## Begin MATERIAL

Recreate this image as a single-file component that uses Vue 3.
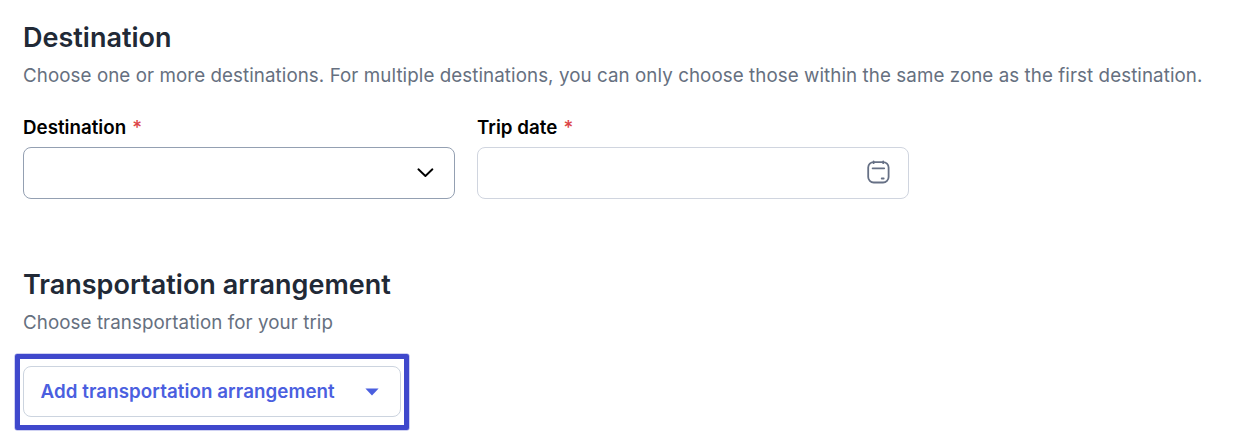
<script setup>
import { ref } from 'vue'

const fields = ref([
  { id: 'destination', label: 'Destination', icon: 'chevron' },
  { id: 'trip-date', label: 'Trip date', icon: 'calendar' },
])
</script>

<template>
  <main class="trip-form">
    <section class="section">
      <h2 class="section__title">Destination</h2>
      <p class="section__hint">
        Choose one or more destinations. For multiple destinations, you can only choose those within the same zone as
        the first destination.
      </p>

      <div class="fields">
        <div v-for="field in fields" :key="field.id" class="field">
          <span class="field__label">{{ field.label }} <span class="field__required">*</span></span>
          <div class="field__control" :class="`field__control--${field.icon}`">
            <svg v-if="field.icon === 'chevron'" class="field__chevron" viewBox="0 0 18 12">
              <path d="M2.4 2.3 L9.4 9 L16.4 2.3" />
            </svg>
            <svg v-else class="field__calendar" viewBox="0 0 24 26">
              <rect x="2.2" y="3.1" width="20.4" height="20.4" rx="5.5" />
              <path d="M7.6 2.4V4.2M17.2 2.4V4.2M6.6 9.3H18.2M15.7 19.5H17.7" />
            </svg>
          </div>
        </div>
      </div>
    </section>

    <section class="section">
      <h2 class="section__title">Transportation arrangement</h2>
      <p class="section__hint">Choose transportation for your trip</p>

      <div class="highlight">
        <button type="button" class="add-button">
          <span>Add transportation arrangement</span>
          <svg class="add-button__caret" viewBox="0 0 14 8">
            <path d="M0.4 0.5H13.6L7 7.5Z" />
          </svg>
        </button>
      </div>
    </section>
  </main>
</template>

<style>
body {
  background: #fff;
}
</style>

<style scoped>
.trip-form {
  box-sizing: border-box;
  height: 446px;
  padding: 20px 23px 0;
  overflow: hidden;
  font-family: Inter, 'Liberation Sans', sans-serif;
}

.section + .section {
  margin-top: 68px;
}

.section__title {
  margin: 0;
  font-size: 27px;
  font-weight: 600;
  line-height: 35px;
  color: #212936;
}

.section__hint {
  margin: 7px 0 0;
  font-size: 18.75px;
  line-height: 28px;
  letter-spacing: 0.073px;
  color: #667080;
  white-space: nowrap;
}

.fields {
  display: flex;
  gap: 22px;
  margin-top: 24px;
}

.field {
  width: 432px;
}

.field__label {
  display: block;
  font-size: 18.75px;
  font-weight: 600;
  line-height: 28px;
  color: #000;
}

.field__required {
  margin-left: 1.5px;
  font-weight: 500;
  color: #dc4446;
}

.field__control {
  display: flex;
  box-sizing: border-box;
  align-items: center;
  justify-content: flex-end;
  height: 52px;
  margin-top: 5px;
  border: 1px solid #d0d5df;
  border-radius: 8px;
}

.field__control--chevron {
  padding-right: 20px;
  border-color: #94a0b2;
}

.field__control--calendar {
  padding: 0 18px 2px 0;
}

.field__chevron,
.field__calendar {
  fill: none;
  stroke-linecap: round;
  stroke-linejoin: round;
}

.field__chevron {
  width: 18px;
  height: 12px;
  stroke: #000;
  stroke-width: 1.9;
}

.field__calendar {
  width: 24px;
  height: 26px;
  stroke: #667085;
  stroke-width: 1.8;
}

.highlight {
  width: fit-content;
  margin: 17px 0 0 -8px;
  padding: 7px 3px 8px;
  border: 5px solid #3f48cc;
  border-radius: 2px;
  box-shadow: 0 0 0 0.5px rgba(63, 72, 204, 0.5);
}

.add-button {
  display: flex;
  box-sizing: border-box;
  align-items: center;
  justify-content: space-between;
  width: 378px;
  height: 51px;
  padding: 0 21px 0 16.5px;
  border: 1px solid #ccd4df;
  border-radius: 8px;
  background: #fff;
  font-family: inherit;
  font-size: 18.75px;
  font-weight: 600;
  line-height: 28px;
  letter-spacing: 0.07px;
  color: #4b5fdf;
  white-space: nowrap;
}

.add-button__caret {
  width: 14px;
  height: 8px;
  fill: currentColor;
}
</style>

## End MATERIAL

• WHAT YOU HAVE TO DO: Make an exact copy of the data, leaving its pictures out.

• COMPLETED EXERCISE:
Recreate this image as a single-file component that uses Vue 3.
<script setup>
import { ref } from 'vue'

const fields = ref([
  { id: 'destination', label: 'Destination', icon: 'chevron' },
  { id: 'trip-date', label: 'Trip date', icon: 'calendar' },
])
</script>

<template>
  <main class="trip-form">
    <section class="section">
      <h2 class="section__title">Destination</h2>
      <p class="section__hint">
        Choose one or more destinations. For multiple destinations, you can only choose those within the same zone as
        the first destination.
      </p>

      <div class="fields">
        <div v-for="field in fields" :key="field.id" class="field">
          <span class="field__label">{{ field.label }} <span class="field__required">*</span></span>
          <div class="field__control" :class="`field__control--${field.icon}`">
            <svg v-if="field.icon === 'chevron'" class="field__chevron" viewBox="0 0 18 12">
              <path d="M2.4 2.3 L9.4 9 L16.4 2.3" />
            </svg>
            <svg v-else class="field__calendar" viewBox="0 0 24 26">
              <rect x="2.2" y="3.1" width="20.4" height="20.4" rx="5.5" />
              <path d="M7.6 2.4V4.2M17.2 2.4V4.2M6.6 9.3H18.2M15.7 19.5H17.7" />
            </svg>
          </div>
        </div>
      </div>
    </section>

    <section class="section">
      <h2 class="section__title">Transportation arrangement</h2>
      <p class="section__hint">Choose transportation for your trip</p>

      <div class="highlight">
        <button type="button" class="add-button">
          <span>Add transportation arrangement</span>
          <svg class="add-button__caret" viewBox="0 0 14 8">
            <path d="M0.4 0.5H13.6L7 7.5Z" />
          </svg>
        </button>
      </div>
    </section>
  </main>
</template>

<style>
body {
  background: #fff;
}
</style>

<style scoped>
.trip-form {
  box-sizing: border-box;
  height: 446px;
  padding: 20px 23px 0;
  overflow: hidden;
  font-family: Inter, 'Liberation Sans', sans-serif;
}

.section + .section {
  margin-top: 68px;
}

.section__title {
  margin: 0;
  font-size: 27px;
  font-weight: 600;
  line-height: 35px;
  color: #212936;
}

.section__hint {
  margin: 7px 0 0;
  font-size: 18.75px;
  line-height: 28px;
  letter-spacing: 0.073px;
  color: #667080;
  white-space: nowrap;
}

.fields {
  display: flex;
  gap: 22px;
  margin-top: 24px;
}

.field {
  width: 432px;
}

.field__label {
  display: block;
  font-size: 18.75px;
  font-weight: 600;
  line-height: 28px;
  color: #000;
}

.field__required {
  margin-left: 1.5px;
  font-weight: 500;
  color: #dc4446;
}

.field__control {
  display: flex;
  box-sizing: border-box;
  align-items: center;
  justify-content: flex-end;
  height: 52px;
  margin-top: 5px;
  border: 1px solid #d0d5df;
  border-radius: 8px;
}

.field__control--chevron {
  padding-right: 20px;
  border-color: #94a0b2;
}

.field__control--calendar {
  padding: 0 18px 2px 0;
}

.field__chevron,
.field__calendar {
  fill: none;
  stroke-linecap: round;
  stroke-linejoin: round;
}

.field__chevron {
  width: 18px;
  height: 12px;
  stroke: #000;
  stroke-width: 1.9;
}

.field__calendar {
  width: 24px;
  height: 26px;
  stroke: #667085;
  stroke-width: 1.8;
}

.highlight {
  width: fit-content;
  margin: 17px 0 0 -8px;
  padding: 7px 3px 8px;
  border: 5px solid #3f48cc;
  border-radius: 2px;
  box-shadow: 0 0 0 0.5px rgba(63, 72, 204, 0.5);
}

.add-button {
  display: flex;
  box-sizing: border-box;
  align-items: center;
  justify-content: space-between;
  width: 378px;
  height: 51px;
  padding: 0 21px 0 16.5px;
  border: 1px solid #ccd4df;
  border-radius: 8px;
  background: #fff;
  font-family: inherit;
  font-size: 18.75px;
  font-weight: 600;
  line-height: 28px;
  letter-spacing: 0.07px;
  color: #4b5fdf;
  white-space: nowrap;
}

.add-button__caret {
  width: 14px;
  height: 8px;
  fill: currentColor;
}
</style>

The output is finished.